Butler, Shutt and Huffman had the benefit of baseline data. The Blue Jays have been using data from the FMS to inform their training for 7 years. In February, Butler and his team made their annual trip to Florida to help the Blue Jays training department perform movement screens on every athlete in the organization.
When Stroman arrived at Duke, Shutt and Huffman relied on the FMS to track progress.
"Full FMS and YBT tests were completed at least every 4 weeks,” Shutt told us last week. “Some individual movements of the FMS were tested frequently to make sure that we were progressing. At the start of our work we tested ASLR daily and sometimes multiple times within a session. Once the results were symmetrical and consistent we stopped testing on a daily basis. Another movement that we tested frequently was deep squat. Daily testing identified the correctives and RNT work that needed to be completed that day prior to loading the lower extremity.”

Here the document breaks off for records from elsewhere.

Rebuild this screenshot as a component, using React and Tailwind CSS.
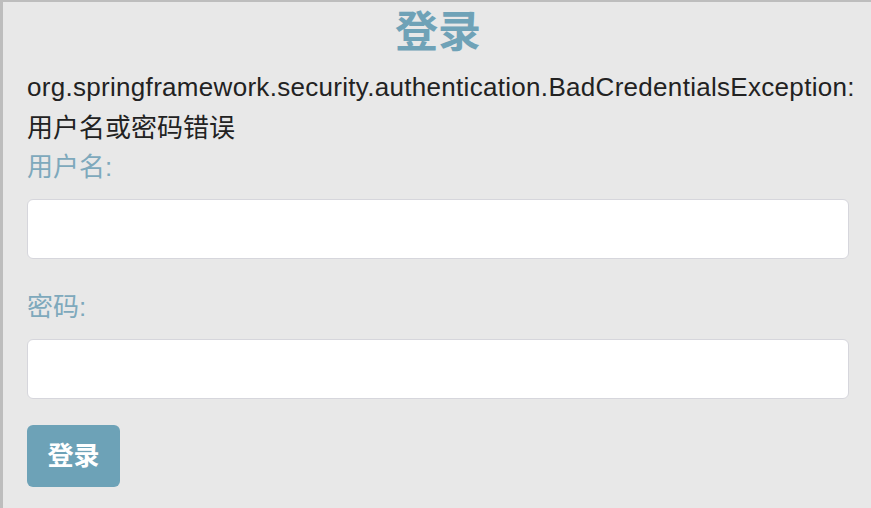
export default function App() {
  return (
    <div
      className="min-h-[508px] w-[871px] border-l-[3px] border-t-2 border-[#bdbdbd] bg-[#e8e8e8] pl-6 pr-[22px] text-[#222]"
      style={{ fontFamily: '"Liberation Sans", "Noto Sans CJK SC", sans-serif' }}
    >
      <h1 className="text-center text-[43px] font-bold leading-[60px] text-[#6fa2b7]">登录</h1>

      <p className="mt-[5px] text-[26px] leading-[41px]">
        <span className="tracking-[0.3px]">
          org.springframework.security.authentication.BadCredentialsException:
        </span>
        <br />
        用户名或密码错误
      </p>

      <form className="flex flex-col">
        <label className="text-[26px] leading-[36px] text-[#7ea9bc]">用户名:</label>
        <input
          type="text"
          className="mt-[14px] h-[60px] w-full rounded-md border border-[#d6d6dc] bg-white px-3 outline-none"
        />

        <label className="mt-[30px] text-[26px] leading-[36px] text-[#7ea9bc]">密码:</label>
        <input
          type="password"
          className="mt-[14px] h-[60px] w-full rounded-md border border-[#d6d6dc] bg-white px-3 outline-none"
        />

        <div className="mt-[26px]">
          <button
            type="button"
            className="h-[62px] w-[93px] rounded-md bg-[#6da2b7] text-[26px] font-bold text-white"
          >
            登录
          </button>
        </div>
      </form>
    </div>
  );
}
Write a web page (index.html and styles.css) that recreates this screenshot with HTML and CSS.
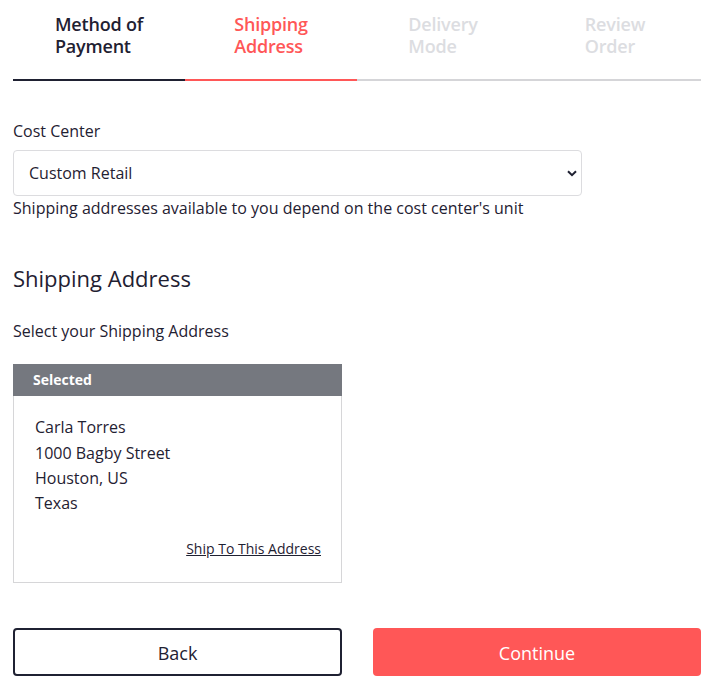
FILE: index.html
```html
<!DOCTYPE html>
<html lang="en">
<head>
<meta charset="utf-8">
<title>Checkout - Shipping Address</title>
<link rel="stylesheet" href="styles.css">
</head>
<body>
<div class="page">
  <nav class="steps">
    <div class="step step-done"><span class="step-label">Method of<br>Payment</span></div>
    <div class="step step-active"><span class="step-label">Shipping<br>Address</span></div>
    <div class="step step-todo"><span class="step-label">Delivery<br>Mode</span></div>
    <div class="step step-todo"><span class="step-label">Review<br>Order</span></div>
  </nav>

  <section class="cost-center">
    <label class="field-label" for="cc">Cost Center</label>
    <div class="select-wrap">
      <select id="cc" class="select">
        <option>Custom Retail</option>
      </select>
      <svg class="chev" width="10" height="7" viewBox="0 0 10 7"><path d="M1 1.2 L5 5.2 L9 1.2" fill="none" stroke="#1f2132" stroke-width="2"/></svg>
    </div>
    <p class="help">Shipping addresses available to you depend on the cost center's unit</p>
  </section>

  <h2 class="heading">Shipping Address</h2>
  <p class="sub">Select your Shipping Address</p>

  <div class="card">
    <div class="card-head">Selected</div>
    <div class="card-body">
      <div class="addr">
        <div>Carla Torres</div>
        <div>1000 Bagby Street</div>
        <div>Houston, US</div>
        <div>Texas</div>
      </div>
      <div class="card-action"><a href="#" class="ship-link">Ship To This Address</a></div>
    </div>
  </div>

  <div class="actions">
    <button class="btn btn-back">Back</button>
    <button class="btn btn-continue">Continue</button>
  </div>
</div>
</body>
</html>
```

FILE: styles.css
```css
* { box-sizing: border-box; }
html, body { margin: 0; padding: 0; background: #fff; }
body {
  font-family: "Open Sans", "Noto Sans", sans-serif;
  color: #1f2132;
  font-size: 16px;
}
.page {
  width: 710px;
  padding: 0 9px 0 13px;
}
.steps {
  display: flex;
  width: 688px;
}
.step {
  flex: 1 1 0;
  display: flex;
  justify-content: center;
  padding: 13px 0 22px;
  border-bottom: 2px solid #d5d5d8;
}
.step-label {
  display: inline-block;
  text-align: left;
  font-size: 18px;
  font-weight: 600;
  line-height: 22px;
  letter-spacing: -0.2px;
}
.step-done { border-bottom-color: #1f2132; color: #1f2132; }
.step-active { border-bottom-color: #ff5757; color: #ff5757; }
.step-todo { color: #dcdde1; }

.cost-center { margin-top: 38px; width: 569px; }
.field-label { display: block; line-height: 24px; }
.select-wrap { position: relative; margin-top: 7px; }
.select {
  display: block;
  width: 569px;
  height: 46px;
  appearance: none;
  -webkit-appearance: none;
  border: 1px solid #dcdcdf;
  border-radius: 4px;
  background: #fff;
  font-family: inherit;
  font-size: 16px;
  color: #1f2132;
  padding: 0 15px;
}
.chev { position: absolute; right: 5px; top: 20px; }
.help { margin: 0; line-height: 24px; white-space: nowrap; }

.heading {
  margin: 43px 0 0;
  font-size: 22px;
  font-weight: 400;
  line-height: 30px;
}
.sub { margin: 26px 0 0; line-height: 24px; }

.card {
  margin-top: 21px;
  width: 329px;
  border: 1px solid #d6d6d8;
}
.card-head {
  background: #75787f;
  color: #fff;
  font-size: 14px;
  font-weight: 700;
  height: 32px;
  line-height: 32px;
  padding-left: 20px;
  margin: -1px -1px 0;
}
.card-body { padding: 19px 20px 23px 21px; }
.addr div { height: 25px; line-height: 25px; }
.addr div:nth-child(1) { height: 26px; }
.card-action { margin-top: 22px; text-align: right; line-height: 20px; }
.ship-link { color: #1f2132; font-size: 14px; text-decoration: underline; }

.actions {
  display: flex;
  justify-content: space-between;
  width: 688px;
  margin-top: 45px;
}
.btn {
  height: 48px;
  border-radius: 4px;
  font-family: inherit;
  font-size: 18px;
  padding: 2px 0 0;
  cursor: pointer;
}
.btn-back { width: 329px; background: #fff; border: 2px solid #1f2132; color: #1f2132; }
.btn-continue { width: 328px; background: #ff5757; border: none; color: #fff; }
```
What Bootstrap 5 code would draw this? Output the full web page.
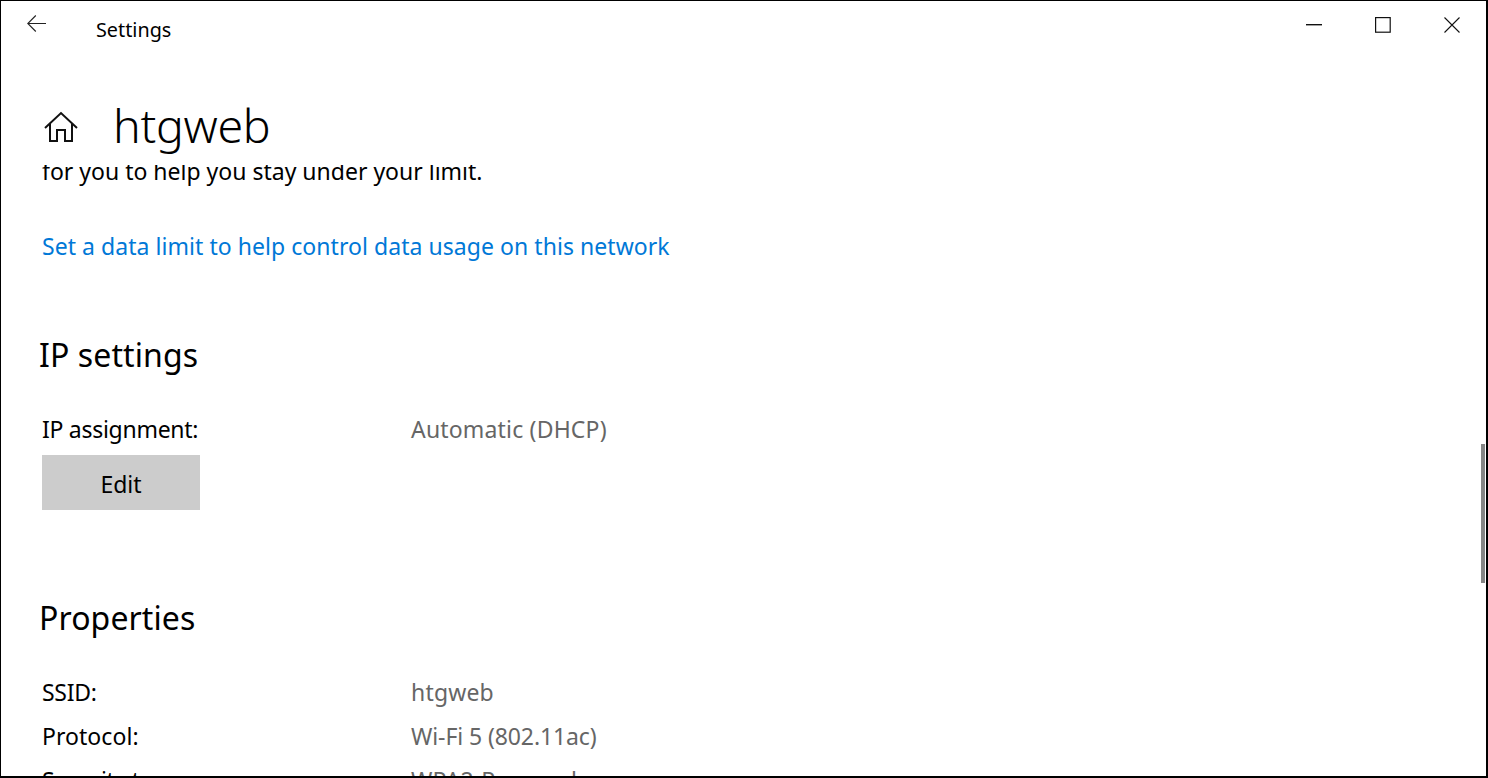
<!DOCTYPE html>
<html lang="en"><head><meta charset="utf-8"><title>Settings</title>
<link href="https://cdn.jsdelivr.net/npm/bootstrap@5.3.0/dist/css/bootstrap.min.css" rel="stylesheet">
<style>
html,body{height:100%;margin:0;overflow:hidden;background:#fff}
body{font-family:"Noto Sans","Open Sans","Liberation Sans",sans-serif;color:#000}
.win{width:1488px;height:778px;border:1px solid #000;border-width:1px 2px 2px 1px;background:#fff;overflow:hidden;position:relative}
.titlebar{height:58px;padding-left:95px}
.back{position:absolute;left:26px;top:14px}
.tt{font-size:19.8px;line-height:58px}
.ctl{width:69px;height:48px;display:flex;align-items:center;justify-content:center}
.hdr{height:106px;padding:30px 0 0 42px;gap:34px}
.hdr h1{font-size:46.5px;font-weight:300;margin:0;line-height:1;letter-spacing:-.3px;padding-bottom:4px}
.hdr-ic{width:36px}
.pane{height:611px;overflow:hidden;padding-left:41px}
.clip{margin-top:-10px;font-size:23px;line-height:32px}
.lnk{color:#0078d7;text-decoration:none;font-size:23px;display:block;margin-top:43px;line-height:32px;letter-spacing:.05px}
h2.sec{font-size:32px;font-weight:400;margin-left:-3px;margin-bottom:0;line-height:44px}
h2.s1{margin-top:71px;letter-spacing:.1px}h2.s2{margin-top:86px;letter-spacing:.1px}
.kv{font-size:23px;line-height:44px;display:flex}
.kv-first{margin-top:30px}
.kv .kk{width:369px;letter-spacing:-.28px}.kv .vv{color:#666;letter-spacing:.18px}
.kv .kk-wide{letter-spacing:.05px}.kv .vv-tight{letter-spacing:-.1px}
.btn.edit{width:158px;height:55px;background:#ccc;border:0;border-radius:0;color:#000;font-size:23px;padding:4px 0 0;display:block;margin-top:4px}
.scroll{position:absolute;right:1px;top:443px;width:4px;height:139px;background:#858585}
</style></head>
<body>
<div class="win">
 <svg class="back" width="19" height="17" viewBox="0 0 19 17" fill="none" stroke="#222" stroke-width="1.1"><path d="M.8 8.500H19M8.800.5.800 8.500l8 8"/></svg>
 <div class="titlebar d-flex justify-content-between">
  <div class="tt">Settings</div>
  <div class="d-flex">
   <div class="ctl"><svg width="16" height="2"><rect width="16" height="1.4" fill="#111"/></svg></div>
   <div class="ctl"><svg width="16" height="16" fill="none" stroke="#111" stroke-width="1.2"><rect x=".6" y=".6" width="14.6" height="14.6"/></svg></div>
   <div class="ctl"><svg width="16" height="16" fill="none" stroke="#111" stroke-width="1.1"><path d="M.5.5l15 15M15.500.5l-15 15"/></svg></div>
  </div>
 </div>
 <div class="hdr d-flex align-items-center">
  <svg class="hdr-ic" width="36" height="32" viewBox="0 0 36 32" fill="none" stroke="#111" stroke-width="2"><path d="M2 17 18 2l16 15M7 13v17h7V19h8v11h7V13"/></svg>
  <h1>htgweb</h1>
 </div>
 <div class="pane">
  <div class="clip">for you to help you stay under your limit.</div>
  <a class="lnk" href="#">Set a data limit to help control data usage on this network</a>
  <h2 class="sec s1">IP settings</h2>
  <div class="kv kv-first"><div class="kk">IP assignment:</div><div class="vv">Automatic (DHCP)</div></div>
  <button class="btn edit">Edit</button>
  <h2 class="sec s2">Properties</h2>
  <div class="kv kv-first"><div class="kk">SSID:</div><div class="vv">htgweb</div></div>
  <div class="kv"><div class="kk kk-wide">Protocol:</div><div class="vv vv-tight">Wi-Fi 5 (802.11ac)</div></div>
  <div class="kv"><div class="kk">Security type:</div><div class="vv">WPA2-Personal</div></div>
 </div>
 <div class="scroll"></div>
</div>
<script src="https://cdn.jsdelivr.net/npm/bootstrap@5.3.0/dist/js/bootstrap.bundle.min.js"></script>
</body></html>
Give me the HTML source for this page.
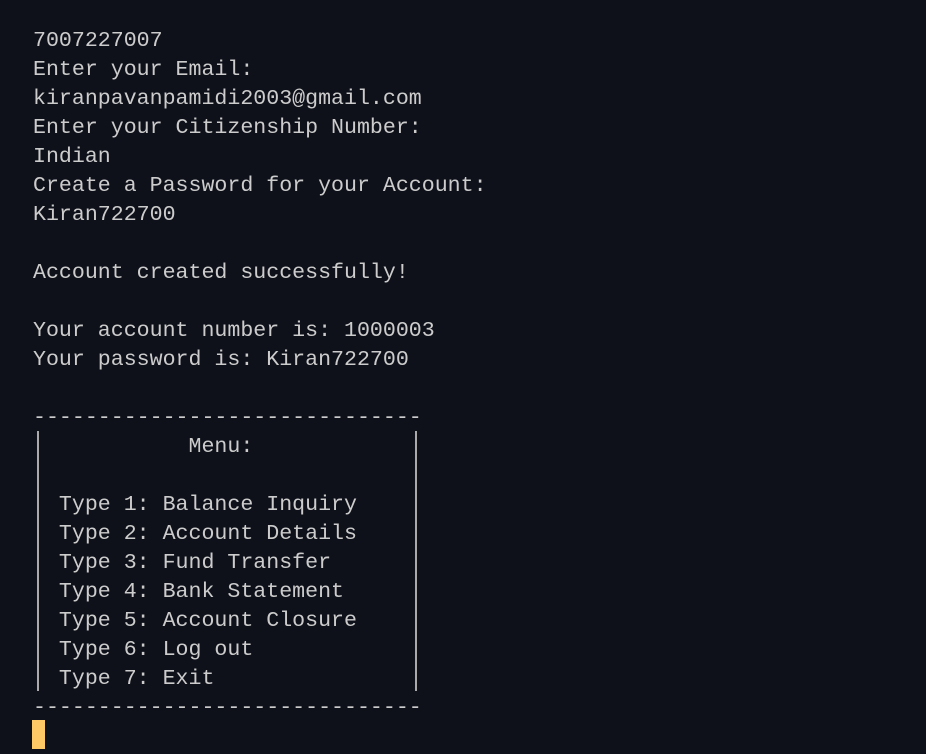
<!DOCTYPE html>
<html><head><meta charset="utf-8"><style>
html,body{margin:0;padding:0;background:#0e111a;width:926px;height:754px;overflow:hidden}
pre{position:absolute;left:33px;top:27px;margin:0;font-family:"Liberation Mono",monospace;font-size:21.6px;line-height:29px;color:#cccccc}
.b{position:absolute;width:2px;background:#aaaaaa;top:431px;height:260px}
.c{position:absolute;left:32px;top:720px;width:13px;height:29px;background:#ffc966}
</style></head><body>
<pre>7007227007
Enter your Email:
kiranpavanpamidi2003@gmail.com
Enter your Citizenship Number:
Indian
Create a Password for your Account:
Kiran722700

Account created successfully!

Your account number is: 1000003
Your password is: Kiran722700

------------------------------
            Menu:

  Type 1: Balance Inquiry
  Type 2: Account Details
  Type 3: Fund Transfer
  Type 4: Bank Statement
  Type 5: Account Closure
  Type 6: Log out
  Type 7: Exit
------------------------------</pre>
<div class="b" style="left:37px"></div>
<div class="b" style="left:415px"></div>
<div class="c"></div>
</body></html>
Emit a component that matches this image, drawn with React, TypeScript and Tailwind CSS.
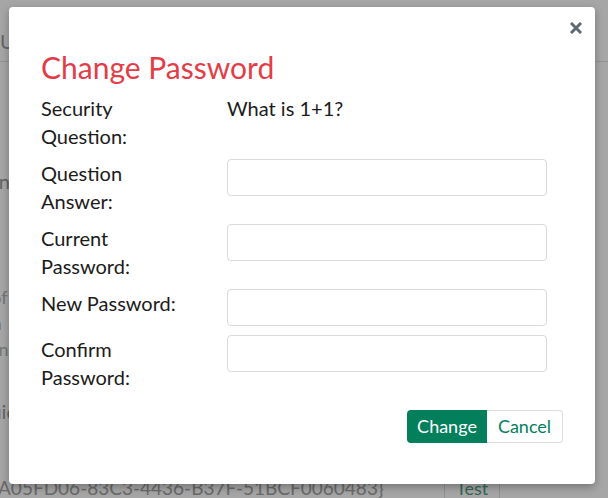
import type { ReactNode } from "react";

function CloseIcon() {
	return (
		<svg viewBox="0 0 12 12" className="h-3 w-3" aria-hidden="true">
			<path
				d="M2 2 L10 10 M10 2 L2 10"
				stroke="#5d6b76"
				strokeWidth="3"
				strokeLinecap="square"
			/>
		</svg>
	);
}

function Row({ label, children }: { label: string; children: ReactNode }) {
	return (
		<div className="mb-[9px] grid grid-cols-[186px_320px]">
			<label className="w-[145px] text-[20px] leading-[28px] text-[#1b1b1b]">{label}</label>
			<div>{children}</div>
		</div>
	);
}

function TextField({ type = "password" }: { type?: string }) {
	return (
		<input
			type={type}
			className="h-[37px] w-[320px] rounded-[4px] border border-[#dadada] bg-white px-3 text-[16px] outline-none"
		/>
	);
}

export default function App() {
	return (
		<div className="relative h-[498px] w-[608px] overflow-hidden bg-white font-['Lato','Open_Sans',sans-serif]">
			{/* page behind the dialog */}
			<div className="flex flex-col text-[#9a9a9a]">
				<div className="border-b border-[#e3e3e3] pt-[30px] pb-[6px]">
					<span className="text-[20px] leading-[22px]">Users</span>
				</div>
				<div className="mt-[108px] -ml-[42px] text-[20px] leading-[22px]">Username</div>
				<div className="mt-[92px] flex flex-col -ml-[60px] text-[18px] leading-[26px] text-[#b5b5b5]">
					<span>Name of the</span>
					<span>Contain</span>
					<span>Partition</span>
				</div>
				<div className="mt-[38px] -ml-[24px] text-[20px] leading-[22px]">Guid</div>
				<div className="mt-[50px] flex items-center">
					<span className="-ml-[2px] w-[446px] text-[19px] leading-[24px] text-[#a3a3a3]">
						A05FD06-83C3-4436-B37F-51BCF0060483&#125;
					</span>
					<span className="rounded-[4px] border border-[#dedede] px-[11px] text-[18px] leading-[30px] text-[#4f9f86]">
						Test
					</span>
				</div>
			</div>

			<div className="absolute inset-0 bg-black/35" />

			{/* dialog */}
			<div className="absolute left-[9px] top-[7px] flex h-[477px] w-[586px] flex-col rounded-[4px] bg-white pl-[32px] pr-[32px] shadow-[0_3px_9px_rgba(0,0,0,0.3)]">
				<div className="flex justify-end pt-[15px] -mr-[19px]">
					<button type="button" className="flex h-[12px] w-[12px] items-center justify-center">
						<CloseIcon />
					</button>
				</div>
				<h3 className="mt-[17px] text-[30px] leading-[33px] font-normal text-[#e33d47]">
					Change Password
				</h3>
				<div className="mt-[10px] flex flex-col">
					<Row label="Security Question:">
						<span className="text-[20px] leading-[28px] text-[#1b1b1b]">What is 1+1?</span>
					</Row>
					<Row label="Question Answer:">
						<TextField type="text" />
					</Row>
					<Row label="Current Password:">
						<TextField />
					</Row>
					<Row label="New Password:">
						<TextField />
					</Row>
					<Row label="Confirm Password:">
						<TextField />
					</Row>
				</div>
				<div className="mt-[10px] flex justify-end">
					<button
						type="button"
						className="h-[33px] w-[80px] rounded-l-[4px] bg-[#03805b] text-[18px] text-white"
					>
						Change
					</button>
					<button
						type="button"
						className="h-[33px] w-[76px] rounded-r-[4px] border border-l-0 border-[#dcdcdc] bg-white text-[18px] text-[#03805b]"
					>
						Cancel
					</button>
				</div>
			</div>
		</div>
	);
}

Stability and balance. pic.twitter.com/aGJSLbBUfp— Marcus Stroman (@MStrooo6) May 14, 2015
“There were asymmetries present in the FMS and YBT, including slight asymmetries that score the same in the FMS. While we appreciated that these asymmetries were likely caused by his sport that was not a reason to avoid correcting them. The difference is adjusting the expectation of retaining progress. Some correctives will likely remain part of his strength and conditioning plan to address the rigors of his sport,” Shutt indicated.
Struggle to progress. pic.twitter.com/XiHhnJVnLi— Marcus Stroman (@MStrooo6) July 7, 2015
“Both Shutt and Huffman are uber-critical—Stroman would call them anal—of Stroman’s technique and body positioning throughout his workouts, barking out constant orders to straighten this or stabilize that.” - Sportsnet
In addition to the FMS and Y-Balance, the team at Duke relied on technology like Catapult to monitor the intensity of Stroman’s work, Omegawave to monitor recovery/readiness, and K-Vest for biofeedback.
“There was no point when I realized I was ahead of schedule,” Stroman told Grantland. “It was just the check marks that I just started to see. All of my check marks when I first got there were red, and then they would just show me glimpses here and there of all the things I’d accomplished, and it would slowly turn to yellow, and from yellow to green. And then we would just keep moving down, down, down.”
Congratulations to Stroman, Dr. Butler, Dr. Shutt and Dr. Huffman.